The Reed Smith Life Sciences Blog has an interesting post today about a proposed FDA regulation imposing special controls on a class II medical device (tissue expanders) that specifically states the Agency’s intent that those controls have preemptive effect. That, the RS blogger notes, is a first.
Like RS we wonder whether it’s necessary. Where there are device-specific special controls, even in non-Class III devices, the courts have already tended to find preemption. There is (as the RS post notes) the widely recognized preemptive effect of toxic shock warnings in tampons.

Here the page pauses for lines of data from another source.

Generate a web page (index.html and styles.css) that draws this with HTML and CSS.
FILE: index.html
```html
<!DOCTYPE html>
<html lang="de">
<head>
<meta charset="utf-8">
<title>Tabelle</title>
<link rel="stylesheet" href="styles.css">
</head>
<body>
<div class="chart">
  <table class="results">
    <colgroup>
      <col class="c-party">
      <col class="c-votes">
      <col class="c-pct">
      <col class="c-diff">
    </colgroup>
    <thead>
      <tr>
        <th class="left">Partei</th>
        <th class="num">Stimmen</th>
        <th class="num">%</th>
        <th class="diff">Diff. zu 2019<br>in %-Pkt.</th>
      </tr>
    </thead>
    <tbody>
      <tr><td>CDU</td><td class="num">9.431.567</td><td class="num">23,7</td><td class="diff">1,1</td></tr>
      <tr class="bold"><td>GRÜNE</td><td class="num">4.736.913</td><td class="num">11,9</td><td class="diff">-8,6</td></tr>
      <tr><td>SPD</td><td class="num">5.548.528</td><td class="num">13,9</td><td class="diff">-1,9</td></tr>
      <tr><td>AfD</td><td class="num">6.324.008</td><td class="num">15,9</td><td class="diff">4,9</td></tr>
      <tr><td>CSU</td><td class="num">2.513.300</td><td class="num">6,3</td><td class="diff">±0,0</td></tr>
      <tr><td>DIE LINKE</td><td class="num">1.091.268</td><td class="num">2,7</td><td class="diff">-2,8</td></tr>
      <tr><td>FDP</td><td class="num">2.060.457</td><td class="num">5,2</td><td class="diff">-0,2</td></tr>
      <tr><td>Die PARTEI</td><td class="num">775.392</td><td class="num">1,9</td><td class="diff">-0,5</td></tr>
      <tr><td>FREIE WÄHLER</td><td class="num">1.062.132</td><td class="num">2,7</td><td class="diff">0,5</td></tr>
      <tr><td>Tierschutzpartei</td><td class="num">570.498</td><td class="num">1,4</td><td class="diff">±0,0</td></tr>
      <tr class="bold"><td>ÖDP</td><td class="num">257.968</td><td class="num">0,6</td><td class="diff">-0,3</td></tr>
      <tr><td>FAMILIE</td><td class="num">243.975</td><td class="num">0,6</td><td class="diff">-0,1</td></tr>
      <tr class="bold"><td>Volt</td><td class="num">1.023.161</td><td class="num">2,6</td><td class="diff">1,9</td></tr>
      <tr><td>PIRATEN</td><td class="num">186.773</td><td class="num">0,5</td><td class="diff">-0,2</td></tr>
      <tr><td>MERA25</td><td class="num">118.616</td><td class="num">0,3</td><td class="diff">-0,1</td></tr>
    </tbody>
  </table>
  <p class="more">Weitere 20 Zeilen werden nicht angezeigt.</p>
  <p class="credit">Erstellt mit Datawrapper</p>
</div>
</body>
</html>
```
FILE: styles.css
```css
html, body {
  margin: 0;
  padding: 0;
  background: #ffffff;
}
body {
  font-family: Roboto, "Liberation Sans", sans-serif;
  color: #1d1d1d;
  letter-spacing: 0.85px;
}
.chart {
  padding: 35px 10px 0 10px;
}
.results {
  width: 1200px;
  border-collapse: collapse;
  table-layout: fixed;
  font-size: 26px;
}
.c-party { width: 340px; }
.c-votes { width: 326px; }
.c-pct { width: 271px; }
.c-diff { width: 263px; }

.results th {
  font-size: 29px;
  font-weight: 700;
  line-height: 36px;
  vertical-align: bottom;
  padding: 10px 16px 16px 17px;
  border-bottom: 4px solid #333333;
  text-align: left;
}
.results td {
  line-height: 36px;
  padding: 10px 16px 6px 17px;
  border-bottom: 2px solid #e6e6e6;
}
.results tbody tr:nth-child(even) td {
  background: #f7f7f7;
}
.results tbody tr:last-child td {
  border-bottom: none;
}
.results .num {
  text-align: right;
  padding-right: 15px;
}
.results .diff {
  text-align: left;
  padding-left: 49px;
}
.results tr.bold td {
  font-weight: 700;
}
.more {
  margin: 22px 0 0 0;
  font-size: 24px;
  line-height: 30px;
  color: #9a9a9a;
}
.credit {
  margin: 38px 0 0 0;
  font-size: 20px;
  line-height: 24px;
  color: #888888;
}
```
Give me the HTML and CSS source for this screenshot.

And both a 1998 regulation applicable to latex gloves, and a 1997 regulation applicable to contact lens care products, have likewise been accorded preemptive effect due to their specificity. See Morgan v. Abco Dealers, Inc., 2007 WL 4358392 (S.D.N.Y. Dec. 11, 2007) (latex gloves); Tuttle v. Ciba Vision Corp., 2007 WL 677134 (D. Utah Mar. 1, 2007) (contact lens care products).
These controls should follow the same pattern.
So, since the tissue expander controls are of the same order of specificity, why bother with the explicit express preemption discussion? Without it, the FDA’s controls are still analogous to tampons, gloves, and the rest. But if that language does not survive, it only complicates preemption argument down the road.